Keo.co.za brings you the latest news from the Six Nations.
Henson blow for Wales
Gavin Henson has been ruled out of the Six Nations opener against Scotland with a calf injury.
Tom Shanklin will step into the midfield to partner Jamie Roberts as Henson’s much-anticipated comeback is further delayed.
Ospreys centre Andrew Bishop will take Shanklin’s spot on the bench.
Welsh rise inspires Williams
Martyn Williams says Wales’ drive to become a top rugby nation has justified his choice to come out of retirement.
Coach Warren Gatland convinced the flanker to rejoin the Test ranks last season, and at 33 Williams has developed a hunger for greatness.
“It’s not often you get a second chance and I’ve just been real fortunate that I’ve decided [to carry on playing Test rugby].
“At the moment we’re a good side but we’re nowhere near a great side and we all want to be part of that,” he said.
Wales have won the Six Nations title twice in the last four years, but Williams is looking for consistency as a measure of success.
“Last time it kind of felt after we won the Grand Slam as if ‘right, that’s it, we’ve done it’.
“Whereas this time we’ve been constantly reminded we’ve got to kick on, you know we’ve got to improve, we want to be a great side not just a good side.”
Ellis in for England
Harry Ellis is a late replacement for injured scrumhalf Danny Care.
Ellis returns to the England fold after a lengthy injury lay-off and is re-united with former Leicester flyhalf Andy Goode in a half-back pair England hope will fire against Italy on Saturday.
“It’s funny the way this situation has arisen,” Ellis, 26, said. “Goodie has been playing really well and it’s nice to be back involved with him. Hopefully we will click again and forge a good relationship together.”
Meanwhile England defence coach Mike Ford said they took lessons from the efficient breakdown work of South Africa and New Zealand, whom they faced on the 2008 year-end tour.
“The Springboks and All Blacks were sensational at ruck time,” Mike Ford, the England defence coach, said yesterday. “That’s the one area where we seemed way behind. Their clear-out, their ability to win quick ball with a few men, their ability to slow our ball with a few men, that’s where we have implemented systems so we can progress.”
O’Driscoll still hungry
A decade into his Test career Brian O’Driscoll still yearns for more success with Ireland.
The centre turns 30 on 21 January and has achieved a great deal in his career to date. He, however, insists he remains determined to succeed with Ireland.
“I am not happy with three triple crowns and a couple of Magners Leagues. I want to strive for more,” he said. “You get more selfish the older you get and you realise time isn’t on your side.

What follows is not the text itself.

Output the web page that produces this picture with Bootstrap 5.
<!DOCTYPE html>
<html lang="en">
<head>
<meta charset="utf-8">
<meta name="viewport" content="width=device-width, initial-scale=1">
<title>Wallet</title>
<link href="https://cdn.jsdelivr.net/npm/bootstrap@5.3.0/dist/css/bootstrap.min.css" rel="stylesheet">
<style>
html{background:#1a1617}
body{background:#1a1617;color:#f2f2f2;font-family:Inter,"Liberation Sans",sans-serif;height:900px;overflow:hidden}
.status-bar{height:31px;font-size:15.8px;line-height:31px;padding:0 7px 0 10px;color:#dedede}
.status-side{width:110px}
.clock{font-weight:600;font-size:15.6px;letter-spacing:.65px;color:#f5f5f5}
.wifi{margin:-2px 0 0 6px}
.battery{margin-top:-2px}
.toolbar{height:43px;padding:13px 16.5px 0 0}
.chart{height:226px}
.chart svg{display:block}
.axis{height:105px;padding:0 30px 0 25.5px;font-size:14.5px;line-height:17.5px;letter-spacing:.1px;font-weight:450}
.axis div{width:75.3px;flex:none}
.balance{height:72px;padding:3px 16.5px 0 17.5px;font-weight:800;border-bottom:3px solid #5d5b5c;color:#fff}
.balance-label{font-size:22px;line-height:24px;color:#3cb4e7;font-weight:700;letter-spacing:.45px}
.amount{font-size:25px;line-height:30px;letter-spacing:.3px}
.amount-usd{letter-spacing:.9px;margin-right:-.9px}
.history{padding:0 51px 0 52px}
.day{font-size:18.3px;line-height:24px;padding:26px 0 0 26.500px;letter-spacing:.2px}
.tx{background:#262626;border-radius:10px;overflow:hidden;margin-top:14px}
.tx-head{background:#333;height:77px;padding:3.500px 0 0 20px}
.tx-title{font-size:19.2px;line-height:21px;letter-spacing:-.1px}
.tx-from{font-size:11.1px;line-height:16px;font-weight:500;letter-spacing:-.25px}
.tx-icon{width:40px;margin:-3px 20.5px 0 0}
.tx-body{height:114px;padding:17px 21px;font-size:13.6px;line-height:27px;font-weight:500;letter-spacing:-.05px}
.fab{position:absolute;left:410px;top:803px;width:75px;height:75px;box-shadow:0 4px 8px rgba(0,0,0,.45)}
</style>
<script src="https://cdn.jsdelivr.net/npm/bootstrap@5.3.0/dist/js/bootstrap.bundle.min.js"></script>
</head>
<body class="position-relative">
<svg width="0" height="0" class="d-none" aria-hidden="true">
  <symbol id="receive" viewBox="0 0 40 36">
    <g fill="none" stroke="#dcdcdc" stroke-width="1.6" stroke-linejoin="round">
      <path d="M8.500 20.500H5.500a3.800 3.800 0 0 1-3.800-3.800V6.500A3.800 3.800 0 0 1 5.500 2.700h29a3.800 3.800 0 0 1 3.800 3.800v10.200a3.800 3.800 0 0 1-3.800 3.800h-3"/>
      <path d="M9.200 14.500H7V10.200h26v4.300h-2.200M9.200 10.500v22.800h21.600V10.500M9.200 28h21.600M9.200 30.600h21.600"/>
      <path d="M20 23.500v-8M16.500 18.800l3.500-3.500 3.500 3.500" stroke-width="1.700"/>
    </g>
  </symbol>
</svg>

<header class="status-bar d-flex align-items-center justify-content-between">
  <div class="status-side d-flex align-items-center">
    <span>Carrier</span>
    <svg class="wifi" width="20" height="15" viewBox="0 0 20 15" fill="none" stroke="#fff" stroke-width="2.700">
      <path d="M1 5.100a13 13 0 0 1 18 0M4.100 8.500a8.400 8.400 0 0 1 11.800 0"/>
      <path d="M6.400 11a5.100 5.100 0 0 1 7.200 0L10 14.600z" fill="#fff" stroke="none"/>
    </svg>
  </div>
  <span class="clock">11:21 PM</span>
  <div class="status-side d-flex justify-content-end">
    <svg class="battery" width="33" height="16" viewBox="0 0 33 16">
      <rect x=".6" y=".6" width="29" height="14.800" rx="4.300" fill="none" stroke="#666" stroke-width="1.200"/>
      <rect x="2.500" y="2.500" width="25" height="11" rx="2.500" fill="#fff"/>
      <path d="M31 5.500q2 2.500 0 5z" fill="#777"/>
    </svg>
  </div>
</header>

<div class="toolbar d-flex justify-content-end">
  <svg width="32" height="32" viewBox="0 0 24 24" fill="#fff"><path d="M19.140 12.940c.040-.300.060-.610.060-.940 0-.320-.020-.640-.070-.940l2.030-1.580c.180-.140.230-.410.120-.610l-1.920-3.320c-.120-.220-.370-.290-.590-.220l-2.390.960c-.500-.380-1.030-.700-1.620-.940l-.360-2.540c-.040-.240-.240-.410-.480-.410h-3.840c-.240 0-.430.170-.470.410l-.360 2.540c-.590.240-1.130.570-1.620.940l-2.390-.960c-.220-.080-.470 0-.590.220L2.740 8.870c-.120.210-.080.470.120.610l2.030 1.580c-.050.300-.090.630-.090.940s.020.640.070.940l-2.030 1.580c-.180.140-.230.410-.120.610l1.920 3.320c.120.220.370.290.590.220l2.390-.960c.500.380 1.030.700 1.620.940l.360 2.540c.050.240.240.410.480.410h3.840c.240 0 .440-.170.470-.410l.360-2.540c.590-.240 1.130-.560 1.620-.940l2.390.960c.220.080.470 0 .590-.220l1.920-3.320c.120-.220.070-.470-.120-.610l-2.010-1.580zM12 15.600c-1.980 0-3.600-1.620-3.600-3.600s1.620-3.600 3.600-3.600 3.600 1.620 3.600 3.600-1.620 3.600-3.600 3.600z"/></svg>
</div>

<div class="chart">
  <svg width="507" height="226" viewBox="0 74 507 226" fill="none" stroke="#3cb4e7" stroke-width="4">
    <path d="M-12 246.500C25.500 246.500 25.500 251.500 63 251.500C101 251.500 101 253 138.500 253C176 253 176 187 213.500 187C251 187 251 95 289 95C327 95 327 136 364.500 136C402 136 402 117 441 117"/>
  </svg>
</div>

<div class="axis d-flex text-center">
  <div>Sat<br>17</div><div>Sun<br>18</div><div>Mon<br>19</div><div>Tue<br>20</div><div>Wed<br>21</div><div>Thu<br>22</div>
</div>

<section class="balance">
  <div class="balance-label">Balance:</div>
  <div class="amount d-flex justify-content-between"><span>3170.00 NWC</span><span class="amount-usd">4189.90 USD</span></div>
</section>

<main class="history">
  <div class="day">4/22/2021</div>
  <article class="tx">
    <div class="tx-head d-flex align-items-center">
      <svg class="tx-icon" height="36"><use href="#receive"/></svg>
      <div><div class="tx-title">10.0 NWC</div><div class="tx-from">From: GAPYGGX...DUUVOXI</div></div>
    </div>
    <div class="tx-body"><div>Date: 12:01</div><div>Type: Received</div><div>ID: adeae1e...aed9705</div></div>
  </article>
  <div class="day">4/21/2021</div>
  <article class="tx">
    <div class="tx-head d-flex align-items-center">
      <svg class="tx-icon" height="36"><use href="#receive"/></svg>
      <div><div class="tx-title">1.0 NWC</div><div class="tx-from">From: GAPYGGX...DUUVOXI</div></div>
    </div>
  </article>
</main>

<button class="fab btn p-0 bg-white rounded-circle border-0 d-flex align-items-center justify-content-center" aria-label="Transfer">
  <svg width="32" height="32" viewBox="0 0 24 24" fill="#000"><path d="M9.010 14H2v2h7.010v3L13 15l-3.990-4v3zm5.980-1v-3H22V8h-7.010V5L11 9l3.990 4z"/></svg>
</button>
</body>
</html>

You realise as a younger player, perhaps naively, that there will always be another opportunity. The older you get, the less of those there are.”

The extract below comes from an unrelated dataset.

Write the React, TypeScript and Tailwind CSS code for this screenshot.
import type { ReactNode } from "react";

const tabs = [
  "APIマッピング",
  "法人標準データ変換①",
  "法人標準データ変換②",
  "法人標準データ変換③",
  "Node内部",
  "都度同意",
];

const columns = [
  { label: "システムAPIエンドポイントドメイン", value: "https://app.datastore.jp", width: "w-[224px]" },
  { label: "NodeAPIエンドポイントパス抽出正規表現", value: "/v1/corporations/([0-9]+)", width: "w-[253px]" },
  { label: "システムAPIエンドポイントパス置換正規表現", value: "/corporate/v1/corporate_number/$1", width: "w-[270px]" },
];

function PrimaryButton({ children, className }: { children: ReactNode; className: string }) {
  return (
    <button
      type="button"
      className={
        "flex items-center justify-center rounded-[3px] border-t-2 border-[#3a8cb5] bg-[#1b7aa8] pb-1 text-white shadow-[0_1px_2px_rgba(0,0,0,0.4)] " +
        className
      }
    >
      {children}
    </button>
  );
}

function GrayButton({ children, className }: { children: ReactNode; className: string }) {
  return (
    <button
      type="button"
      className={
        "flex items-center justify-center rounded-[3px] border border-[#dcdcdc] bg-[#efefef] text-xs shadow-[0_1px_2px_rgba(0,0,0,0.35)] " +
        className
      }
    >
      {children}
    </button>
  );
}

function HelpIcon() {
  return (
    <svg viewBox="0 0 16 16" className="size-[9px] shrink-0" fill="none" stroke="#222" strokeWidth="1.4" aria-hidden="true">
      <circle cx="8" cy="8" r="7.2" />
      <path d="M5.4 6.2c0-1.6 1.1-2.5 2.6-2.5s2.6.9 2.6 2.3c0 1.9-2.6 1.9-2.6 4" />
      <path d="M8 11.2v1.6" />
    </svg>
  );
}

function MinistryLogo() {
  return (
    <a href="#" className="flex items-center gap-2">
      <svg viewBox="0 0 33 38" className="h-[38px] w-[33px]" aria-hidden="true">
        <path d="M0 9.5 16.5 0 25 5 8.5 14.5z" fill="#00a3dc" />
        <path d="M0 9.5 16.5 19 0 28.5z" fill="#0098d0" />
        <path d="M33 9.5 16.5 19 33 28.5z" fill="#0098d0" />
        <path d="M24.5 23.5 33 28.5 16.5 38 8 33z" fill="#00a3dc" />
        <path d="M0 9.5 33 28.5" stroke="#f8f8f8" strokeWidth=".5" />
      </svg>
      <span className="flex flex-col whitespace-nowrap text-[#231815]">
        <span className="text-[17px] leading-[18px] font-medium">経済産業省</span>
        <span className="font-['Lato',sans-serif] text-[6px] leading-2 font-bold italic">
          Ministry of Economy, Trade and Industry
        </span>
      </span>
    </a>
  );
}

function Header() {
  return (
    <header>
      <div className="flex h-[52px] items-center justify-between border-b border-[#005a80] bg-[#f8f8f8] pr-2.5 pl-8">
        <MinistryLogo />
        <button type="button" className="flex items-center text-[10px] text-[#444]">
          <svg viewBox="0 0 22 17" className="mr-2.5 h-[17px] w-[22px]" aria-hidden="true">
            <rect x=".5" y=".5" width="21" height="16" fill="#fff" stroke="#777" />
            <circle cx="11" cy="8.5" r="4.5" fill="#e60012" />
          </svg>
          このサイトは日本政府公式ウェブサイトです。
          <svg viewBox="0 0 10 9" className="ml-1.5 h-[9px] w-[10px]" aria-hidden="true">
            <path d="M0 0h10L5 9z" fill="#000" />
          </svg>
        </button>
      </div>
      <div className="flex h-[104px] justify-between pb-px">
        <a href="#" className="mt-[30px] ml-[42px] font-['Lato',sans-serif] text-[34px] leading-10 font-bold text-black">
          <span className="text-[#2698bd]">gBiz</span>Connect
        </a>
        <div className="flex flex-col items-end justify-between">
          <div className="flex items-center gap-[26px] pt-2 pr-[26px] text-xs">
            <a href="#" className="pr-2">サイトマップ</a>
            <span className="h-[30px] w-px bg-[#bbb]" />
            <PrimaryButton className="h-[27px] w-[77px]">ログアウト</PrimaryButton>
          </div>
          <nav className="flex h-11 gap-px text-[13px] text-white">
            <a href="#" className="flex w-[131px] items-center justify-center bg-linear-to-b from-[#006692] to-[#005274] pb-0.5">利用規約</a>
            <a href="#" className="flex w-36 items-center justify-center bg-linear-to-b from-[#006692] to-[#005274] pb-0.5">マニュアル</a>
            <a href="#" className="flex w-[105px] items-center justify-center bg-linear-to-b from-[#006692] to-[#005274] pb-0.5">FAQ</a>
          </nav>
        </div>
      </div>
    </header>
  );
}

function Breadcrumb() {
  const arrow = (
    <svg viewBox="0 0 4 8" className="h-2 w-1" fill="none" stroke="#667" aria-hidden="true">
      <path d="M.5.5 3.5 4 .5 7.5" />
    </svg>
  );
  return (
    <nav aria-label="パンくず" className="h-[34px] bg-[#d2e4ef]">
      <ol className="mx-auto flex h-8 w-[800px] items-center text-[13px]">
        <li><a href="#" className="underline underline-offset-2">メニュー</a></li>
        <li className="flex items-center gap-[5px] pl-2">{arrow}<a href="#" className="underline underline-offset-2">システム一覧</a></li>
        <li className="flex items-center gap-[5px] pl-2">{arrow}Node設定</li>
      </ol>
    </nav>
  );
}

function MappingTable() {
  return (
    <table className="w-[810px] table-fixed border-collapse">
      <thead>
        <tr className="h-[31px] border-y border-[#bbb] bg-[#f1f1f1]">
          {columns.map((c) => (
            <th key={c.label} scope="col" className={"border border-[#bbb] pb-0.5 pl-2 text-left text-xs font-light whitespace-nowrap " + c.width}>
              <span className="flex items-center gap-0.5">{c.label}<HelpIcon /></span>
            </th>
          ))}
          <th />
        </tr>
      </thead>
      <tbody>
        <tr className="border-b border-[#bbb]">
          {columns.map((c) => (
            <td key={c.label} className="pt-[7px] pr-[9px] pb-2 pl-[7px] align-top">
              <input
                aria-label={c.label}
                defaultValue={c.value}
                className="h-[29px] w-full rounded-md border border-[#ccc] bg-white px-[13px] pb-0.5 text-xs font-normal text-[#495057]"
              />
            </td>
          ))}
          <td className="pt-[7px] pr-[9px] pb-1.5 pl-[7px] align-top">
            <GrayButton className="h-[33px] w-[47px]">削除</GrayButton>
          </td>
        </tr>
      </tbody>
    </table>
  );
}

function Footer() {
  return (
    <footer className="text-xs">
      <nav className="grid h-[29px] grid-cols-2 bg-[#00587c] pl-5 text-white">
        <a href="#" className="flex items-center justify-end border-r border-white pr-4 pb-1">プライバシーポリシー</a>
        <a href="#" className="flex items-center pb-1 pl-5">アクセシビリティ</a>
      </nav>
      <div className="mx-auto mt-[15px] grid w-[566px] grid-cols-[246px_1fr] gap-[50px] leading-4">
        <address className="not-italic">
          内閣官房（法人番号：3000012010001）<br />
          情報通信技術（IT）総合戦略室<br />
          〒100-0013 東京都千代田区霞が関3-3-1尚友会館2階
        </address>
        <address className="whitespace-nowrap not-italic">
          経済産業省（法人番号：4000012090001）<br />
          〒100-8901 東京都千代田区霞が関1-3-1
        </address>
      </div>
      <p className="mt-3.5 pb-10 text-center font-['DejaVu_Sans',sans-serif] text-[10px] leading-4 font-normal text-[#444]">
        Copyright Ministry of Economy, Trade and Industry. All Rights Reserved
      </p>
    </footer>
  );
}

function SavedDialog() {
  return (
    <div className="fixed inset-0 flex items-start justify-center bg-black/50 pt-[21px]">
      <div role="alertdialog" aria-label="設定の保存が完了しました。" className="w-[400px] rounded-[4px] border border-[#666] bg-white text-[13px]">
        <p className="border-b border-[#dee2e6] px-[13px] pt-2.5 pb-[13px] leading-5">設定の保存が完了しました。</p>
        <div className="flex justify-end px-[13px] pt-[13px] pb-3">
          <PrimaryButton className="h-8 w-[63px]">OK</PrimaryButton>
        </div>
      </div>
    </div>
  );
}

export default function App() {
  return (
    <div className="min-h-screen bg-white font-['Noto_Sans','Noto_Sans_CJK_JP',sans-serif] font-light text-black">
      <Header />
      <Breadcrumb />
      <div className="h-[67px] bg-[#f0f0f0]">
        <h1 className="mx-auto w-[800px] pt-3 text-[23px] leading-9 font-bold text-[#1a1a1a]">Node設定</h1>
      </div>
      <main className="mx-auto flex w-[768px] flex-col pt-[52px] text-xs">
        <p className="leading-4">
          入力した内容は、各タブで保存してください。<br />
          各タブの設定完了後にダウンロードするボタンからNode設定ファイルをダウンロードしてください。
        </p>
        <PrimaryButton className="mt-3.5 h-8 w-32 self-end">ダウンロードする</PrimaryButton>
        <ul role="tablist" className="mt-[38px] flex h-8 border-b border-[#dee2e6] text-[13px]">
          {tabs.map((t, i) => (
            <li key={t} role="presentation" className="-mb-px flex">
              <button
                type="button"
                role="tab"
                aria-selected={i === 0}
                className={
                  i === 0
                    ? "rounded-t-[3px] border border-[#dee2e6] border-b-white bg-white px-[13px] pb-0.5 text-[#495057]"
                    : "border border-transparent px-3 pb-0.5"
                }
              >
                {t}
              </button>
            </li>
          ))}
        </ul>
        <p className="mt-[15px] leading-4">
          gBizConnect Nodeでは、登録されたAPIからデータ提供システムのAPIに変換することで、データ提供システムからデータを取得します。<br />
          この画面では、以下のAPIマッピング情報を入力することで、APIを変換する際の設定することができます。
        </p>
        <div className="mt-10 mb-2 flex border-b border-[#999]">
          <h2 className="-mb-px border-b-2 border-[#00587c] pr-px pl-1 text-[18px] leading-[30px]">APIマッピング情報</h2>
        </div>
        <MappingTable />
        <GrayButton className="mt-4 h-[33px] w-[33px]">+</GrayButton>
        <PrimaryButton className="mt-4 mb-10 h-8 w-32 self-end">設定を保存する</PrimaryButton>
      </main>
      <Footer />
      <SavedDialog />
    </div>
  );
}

O’Driscoll added that he felt Ireland had matured a lot in the last two years and were now better equipped to deal with the challenges and pressure associated with Six Nations rugby.
“We have grown and learnt a lot from that,” O’Driscoll said, referring to to their last minute loss to France in 2007 which destroyed their Grand Slam aspirations. “I would like to think, if we found ourselves in a similar situation, we could deal with it a little better. If we build some momentum then who knows what may happen? It is an open- looking [Six Nations] championship.”
Gatland happy with spotlight
Wales coach Warren Gatland isn’t shying away from their status as favourites.
Wales, who open their campaign against Scotland at Murrayfield on Sunday, come into the tournament widely expected to win their third Six Nations title in five years. Gatland stressed that they shouldn’t be fearful of that billing.
“The challenge for us to not run away from that, to embrace that and move forward,” Gatland told reporters.
“If we want to be considered one of the best teams in the world it’s not something that’s going to be unusual, it’s going to be something that’s going to be an expectation for Wales teams in the future.
“It’s a tournament of history, it’s a real tournament of momentum as well. You win one or two games and you can build on that.
“We benefited from that last year. You have got to really hit the ground running, you haven’t got any lead-up so with all those teams it’s making sure you’ve done the preparation and you’re ready to go from day one.”